> THE EXERCISE
Using the data below, gather each line that includes the word "styles".

** Start COLLECTED MATERIAL **

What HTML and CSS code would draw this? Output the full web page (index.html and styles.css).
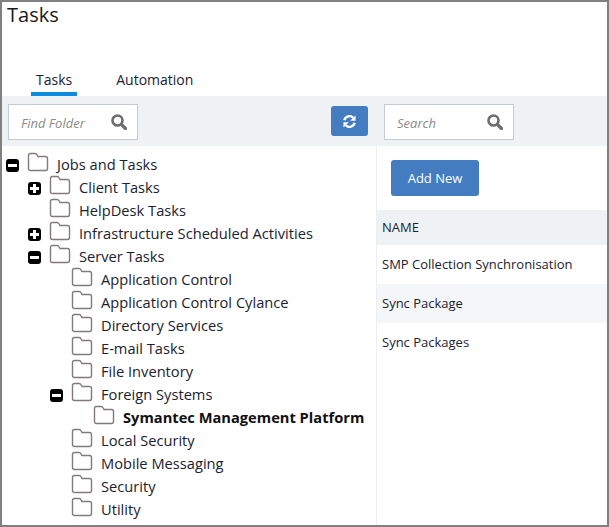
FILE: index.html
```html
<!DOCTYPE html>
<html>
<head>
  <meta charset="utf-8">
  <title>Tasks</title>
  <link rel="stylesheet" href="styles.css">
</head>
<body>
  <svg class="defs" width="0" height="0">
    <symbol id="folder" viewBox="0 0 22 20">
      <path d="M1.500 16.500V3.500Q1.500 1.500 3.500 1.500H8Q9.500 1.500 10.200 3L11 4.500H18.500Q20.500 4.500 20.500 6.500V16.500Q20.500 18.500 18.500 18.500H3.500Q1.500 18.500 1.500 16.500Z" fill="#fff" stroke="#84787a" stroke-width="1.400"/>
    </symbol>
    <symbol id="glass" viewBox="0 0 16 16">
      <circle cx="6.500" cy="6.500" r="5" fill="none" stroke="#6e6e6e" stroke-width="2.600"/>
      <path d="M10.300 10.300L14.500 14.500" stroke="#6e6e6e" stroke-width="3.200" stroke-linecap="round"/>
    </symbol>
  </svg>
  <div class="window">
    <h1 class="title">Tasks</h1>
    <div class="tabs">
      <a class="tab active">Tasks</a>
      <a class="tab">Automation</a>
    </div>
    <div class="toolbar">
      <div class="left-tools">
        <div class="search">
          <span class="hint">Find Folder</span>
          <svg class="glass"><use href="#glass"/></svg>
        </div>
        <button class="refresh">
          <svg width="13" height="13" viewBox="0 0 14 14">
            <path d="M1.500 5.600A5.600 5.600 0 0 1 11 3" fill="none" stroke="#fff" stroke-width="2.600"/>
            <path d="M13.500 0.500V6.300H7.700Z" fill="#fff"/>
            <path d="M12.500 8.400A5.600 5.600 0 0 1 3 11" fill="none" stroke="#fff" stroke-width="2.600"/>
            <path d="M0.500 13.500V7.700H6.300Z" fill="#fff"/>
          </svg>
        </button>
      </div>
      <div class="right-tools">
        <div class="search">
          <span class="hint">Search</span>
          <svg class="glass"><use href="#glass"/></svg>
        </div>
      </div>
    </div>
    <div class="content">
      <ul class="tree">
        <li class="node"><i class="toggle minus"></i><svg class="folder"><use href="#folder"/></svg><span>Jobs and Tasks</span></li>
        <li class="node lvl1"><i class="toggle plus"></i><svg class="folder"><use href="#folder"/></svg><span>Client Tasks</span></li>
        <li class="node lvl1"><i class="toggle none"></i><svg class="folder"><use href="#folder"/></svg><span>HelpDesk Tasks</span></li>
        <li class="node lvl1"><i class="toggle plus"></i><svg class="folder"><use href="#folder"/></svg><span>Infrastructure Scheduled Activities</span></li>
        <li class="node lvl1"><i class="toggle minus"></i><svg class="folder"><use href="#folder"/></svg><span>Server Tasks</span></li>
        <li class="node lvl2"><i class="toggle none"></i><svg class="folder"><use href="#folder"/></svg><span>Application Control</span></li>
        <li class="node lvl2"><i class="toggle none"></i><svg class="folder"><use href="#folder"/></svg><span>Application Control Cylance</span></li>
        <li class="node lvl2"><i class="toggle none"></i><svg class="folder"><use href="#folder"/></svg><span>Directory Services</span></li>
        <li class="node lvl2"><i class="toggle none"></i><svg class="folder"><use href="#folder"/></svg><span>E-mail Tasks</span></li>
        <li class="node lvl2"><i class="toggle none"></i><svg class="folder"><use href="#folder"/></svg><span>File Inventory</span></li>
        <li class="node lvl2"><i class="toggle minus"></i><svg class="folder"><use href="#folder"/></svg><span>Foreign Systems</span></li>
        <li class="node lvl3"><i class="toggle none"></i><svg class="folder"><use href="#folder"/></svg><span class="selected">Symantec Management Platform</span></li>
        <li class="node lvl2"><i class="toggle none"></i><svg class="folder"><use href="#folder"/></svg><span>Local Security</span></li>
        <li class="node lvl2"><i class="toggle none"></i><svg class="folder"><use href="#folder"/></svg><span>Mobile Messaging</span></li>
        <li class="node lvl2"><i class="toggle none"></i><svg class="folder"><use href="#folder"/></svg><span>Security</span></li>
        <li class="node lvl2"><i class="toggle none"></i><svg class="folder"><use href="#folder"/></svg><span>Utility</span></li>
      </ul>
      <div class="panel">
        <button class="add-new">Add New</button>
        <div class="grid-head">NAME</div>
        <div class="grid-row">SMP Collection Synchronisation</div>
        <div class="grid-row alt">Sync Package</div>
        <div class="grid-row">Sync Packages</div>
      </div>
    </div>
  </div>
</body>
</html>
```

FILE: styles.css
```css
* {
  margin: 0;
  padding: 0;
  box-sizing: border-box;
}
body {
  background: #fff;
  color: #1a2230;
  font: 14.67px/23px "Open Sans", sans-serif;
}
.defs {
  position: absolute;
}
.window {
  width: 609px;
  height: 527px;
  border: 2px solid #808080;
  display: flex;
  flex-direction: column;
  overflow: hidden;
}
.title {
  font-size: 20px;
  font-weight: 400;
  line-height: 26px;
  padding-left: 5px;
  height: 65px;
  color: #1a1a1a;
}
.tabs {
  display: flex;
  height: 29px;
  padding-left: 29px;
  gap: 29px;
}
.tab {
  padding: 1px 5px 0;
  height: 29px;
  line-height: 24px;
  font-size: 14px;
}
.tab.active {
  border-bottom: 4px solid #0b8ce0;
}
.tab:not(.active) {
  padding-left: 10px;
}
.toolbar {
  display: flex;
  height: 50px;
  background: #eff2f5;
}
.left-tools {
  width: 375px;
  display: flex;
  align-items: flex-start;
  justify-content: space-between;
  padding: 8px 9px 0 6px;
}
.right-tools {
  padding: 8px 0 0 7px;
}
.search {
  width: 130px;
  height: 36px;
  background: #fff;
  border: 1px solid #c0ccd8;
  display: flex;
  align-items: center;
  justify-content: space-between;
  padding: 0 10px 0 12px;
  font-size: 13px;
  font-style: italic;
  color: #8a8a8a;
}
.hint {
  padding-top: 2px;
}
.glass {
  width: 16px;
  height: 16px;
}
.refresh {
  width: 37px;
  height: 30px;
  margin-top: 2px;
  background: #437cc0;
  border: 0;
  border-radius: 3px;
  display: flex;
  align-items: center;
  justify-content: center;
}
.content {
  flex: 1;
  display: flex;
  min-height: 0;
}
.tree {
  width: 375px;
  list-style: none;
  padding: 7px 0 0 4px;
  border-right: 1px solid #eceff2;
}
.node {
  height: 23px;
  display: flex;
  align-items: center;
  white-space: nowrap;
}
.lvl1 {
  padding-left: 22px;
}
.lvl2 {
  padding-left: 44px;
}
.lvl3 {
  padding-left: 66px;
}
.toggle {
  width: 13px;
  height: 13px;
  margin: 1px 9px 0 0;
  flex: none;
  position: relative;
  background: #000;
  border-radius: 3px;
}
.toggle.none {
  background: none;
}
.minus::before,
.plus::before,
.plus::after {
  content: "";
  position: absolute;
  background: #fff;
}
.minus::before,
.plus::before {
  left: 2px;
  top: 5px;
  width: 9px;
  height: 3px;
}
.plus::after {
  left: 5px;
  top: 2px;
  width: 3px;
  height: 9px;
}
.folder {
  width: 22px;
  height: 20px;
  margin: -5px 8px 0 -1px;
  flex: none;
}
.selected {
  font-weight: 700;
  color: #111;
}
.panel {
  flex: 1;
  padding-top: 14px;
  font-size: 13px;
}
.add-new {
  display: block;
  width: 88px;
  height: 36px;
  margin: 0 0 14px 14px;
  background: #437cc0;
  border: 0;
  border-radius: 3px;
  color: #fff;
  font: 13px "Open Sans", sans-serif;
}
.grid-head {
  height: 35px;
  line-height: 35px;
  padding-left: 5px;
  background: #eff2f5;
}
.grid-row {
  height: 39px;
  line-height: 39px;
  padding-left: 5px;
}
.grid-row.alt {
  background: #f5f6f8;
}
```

** End COLLECTED MATERIAL **

> EXERCISE OUTPUT
What HTML and CSS code would draw this? Output the full web page (index.html and styles.css).
  <link rel="stylesheet" href="styles.css">
FILE: styles.css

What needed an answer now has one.